Allowing the students to describe these experiences through digital storytelling helped them articulate these personal histories in previously incommunicable means. The assignment exposed and navigated the students through multiple literacies—such as digital literacy, literacies of experience, collaboration, and critical thought—and methods of communication to achieve the end result of effectively recounting their narratives. Fundamentally, this activity transcended the borders of the classroom, providing students with a more enduringly meaningful academic experience.

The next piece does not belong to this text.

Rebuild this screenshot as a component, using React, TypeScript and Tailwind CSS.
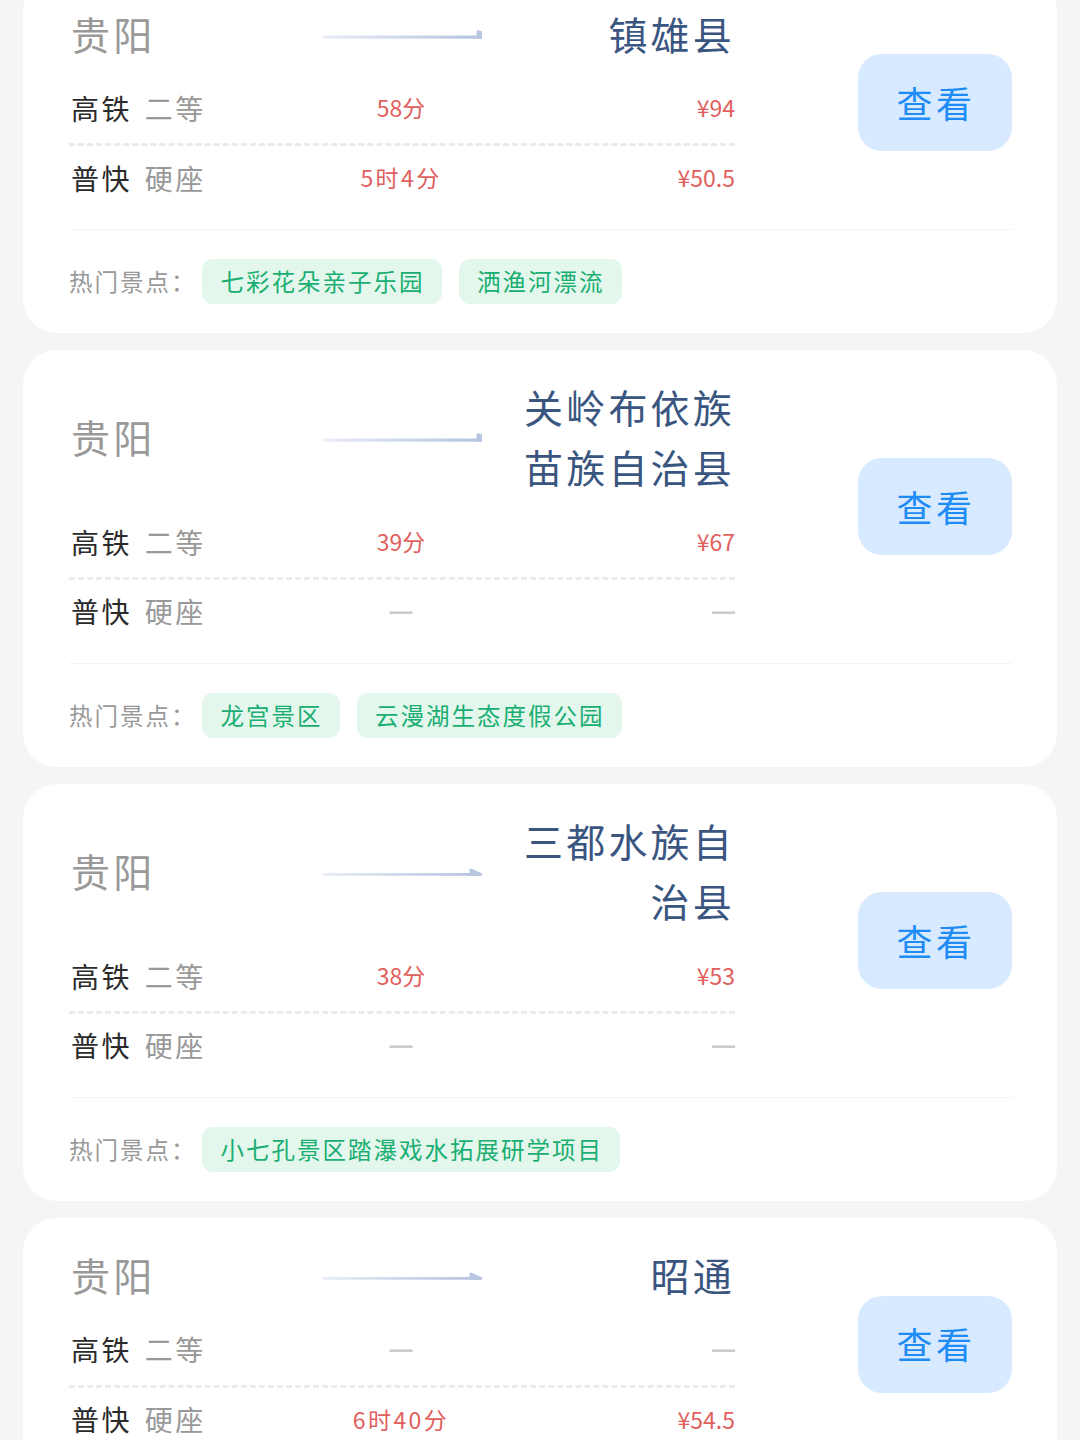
import { clsx } from 'clsx';

type Fare = {
  train: string;
  seat: string;
  duration?: string;
  price?: string;
};

type Route = {
  from: string;
  to: string;
  arrow: 'block' | 'barb';
  fares: Fare[];
  spots: string[];
};

const routes: Route[] = [
  {
    from: '贵阳',
    to: '镇雄县',
    arrow: 'block',
    fares: [
      { train: '高铁', seat: '二等', duration: '58分', price: '¥94' },
      { train: '普快', seat: '硬座', duration: '5时4分', price: '¥50.5' },
    ],
    spots: ['七彩花朵亲子乐园', '洒渔河漂流'],
  },
  {
    from: '贵阳',
    to: '关岭布依族苗族自治县',
    arrow: 'block',
    fares: [
      { train: '高铁', seat: '二等', duration: '39分', price: '¥67' },
      { train: '普快', seat: '硬座' },
    ],
    spots: ['龙宫景区', '云漫湖生态度假公园'],
  },
  {
    from: '贵阳',
    to: '三都水族自治县',
    arrow: 'barb',
    fares: [
      { train: '高铁', seat: '二等', duration: '38分', price: '¥53' },
      { train: '普快', seat: '硬座' },
    ],
    spots: ['小七孔景区踏瀑戏水拓展研学项目'],
  },
  {
    from: '贵阳',
    to: '昭通',
    arrow: 'barb',
    fares: [
      { train: '高铁', seat: '二等' },
      { train: '普快', seat: '硬座', duration: '6时40分', price: '¥54.5' },
    ],
    spots: [],
  },
];

function RouteArrow({ kind, id }: { kind: Route['arrow']; id: string }) {
  return (
    <svg width="160" height="20" viewBox="0 0 160 20" className="mt-1 justify-self-center">
      <defs>
        <linearGradient id={id} x1="0" x2="1" y1="0" y2="0">
          <stop offset="0" stopColor="#e8edf6" />
          <stop offset="1" stopColor="#b5c3df" />
        </linearGradient>
      </defs>
      {kind === 'block' ? (
        <>
          <rect x="1" y="10.5" width="159" height="3.2" fill={`url(#${id})`} />
          <path d="M154.5 10.5V6.5L156 5l4 1.5v7.2h-5.5z" fill="#b8c6e1" />
        </>
      ) : (
        <>
          <rect x="1" y="11" width="157" height="2.8" fill={`url(#${id})`} />
          <path d="M147.5 13.8V7.2l1.5-.7L160 11.6v2.2z" fill="#b8c6e1" />
        </>
      )}
    </svg>
  );
}

function Value({ text, className }: { text?: string; className?: string }) {
  if (!text) {
    return (
      <span className={clsx("font-['Liberation_Sans',sans-serif] text-[23px] font-bold text-[#cccccc]", className)}>
        —
      </span>
    );
  }
  return (
    <span className={clsx('text-[23px] text-[#e0605e]', text.includes('时') && 'tracking-[2.4px]', className)}>
      {text}
    </span>
  );
}

function FareRow({ fare, first }: { fare: Fare; first: boolean }) {
  return (
    <div
      className={clsx(
        'grid grid-cols-3 items-center leading-none',
        first ? 'h-[73.5px] border-b-[3px] border-dashed border-[#e9ebf1]' : 'h-[65px] pb-0.5'
      )}
    >
      <div className="flex gap-[13px] pl-0.5 text-[28px] tracking-[2.4px]">
        <span className="text-[#2b2b2b]">{fare.train}</span>
        <span className="text-[#999999]">{fare.seat}</span>
      </div>
      <Value text={fare.duration} className="pr-0.5 text-center" />
      <Value text={fare.price} className="text-right" />
    </div>
  );
}

function RouteCard({ route, id }: { route: Route; id: string }) {
  return (
    <section className="min-h-[356px] rounded-[34px] bg-white pr-[45px] pl-[46px] pt-7 pb-[29px]">
      <div className="flex items-center justify-between pb-[18px]">
        <div className="w-[666px]">
          <div className="mb-2.5 -mt-0.5 grid grid-cols-3 items-center text-[39px] leading-[60px] tracking-[3.2px]">
            <span className="pl-0.5 text-[#999999]">{route.from}</span>
            <RouteArrow kind={route.arrow} id={id} />
            <span className="text-right text-[#3a5680]">{route.to}</span>
          </div>
          {route.fares.map((fare, i) => (
            <FareRow key={fare.train} fare={fare} first={i === 0} />
          ))}
        </div>
        <button className="mb-2.5 h-[97px] w-[154px] rounded-3xl bg-[#d8eaff] pb-0.5 pl-0.5 text-[36px] leading-none tracking-[3.5px] text-[#1f8cf5]">
          查看
        </button>
      </div>
      {route.spots.length > 0 && (
        <div className="flex items-center border-t border-[#f3f4f5] pt-[29px] leading-none">
          <span className="w-[133px] shrink-0 text-[23.5px] tracking-[2px] whitespace-nowrap text-[#999999]">热门景点：</span>
          <div className="flex gap-[17px]">
            {route.spots.map((spot) => (
              <span
                key={spot}
                className="flex h-[45px] items-center rounded-[11px] bg-[#e3f7ed] pr-[17px] pl-[18.5px] text-[23.5px] tracking-[2px] whitespace-nowrap text-[#1aae72]"
              >
                {spot}
              </span>
            ))}
          </div>
        </div>
      )}
    </section>
  );
}

export default function App() {
  return (
    <div className="h-screen overflow-hidden bg-[#f5f5f5] px-[23px] font-['Noto_Sans_CJK_SC',sans-serif]">
      <div className="-mt-[23.5px] flex flex-col gap-[17.4px]">
        {routes.map((route, i) => (
          <RouteCard key={route.to} route={route} id={`arrow-${i}`} />
        ))}
      </div>
    </div>
  );
}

The benefits of using digital storytelling are similar to that of assigning more conventional methods of assessment such as essays or reports, but the digital story encourages students to participate more creatively. Researching, structuring, and effectually narrating are achieved, but through a process that the students may find more exciting and fulfilling. A more intuitive and responsive interaction with the project is necessary for the successful delivery of the assignment. Participation in a digital storytelling assignment requires an earnest understanding of the audience as well as the task at hand, ultimately granting the learner with a broader array of literacies.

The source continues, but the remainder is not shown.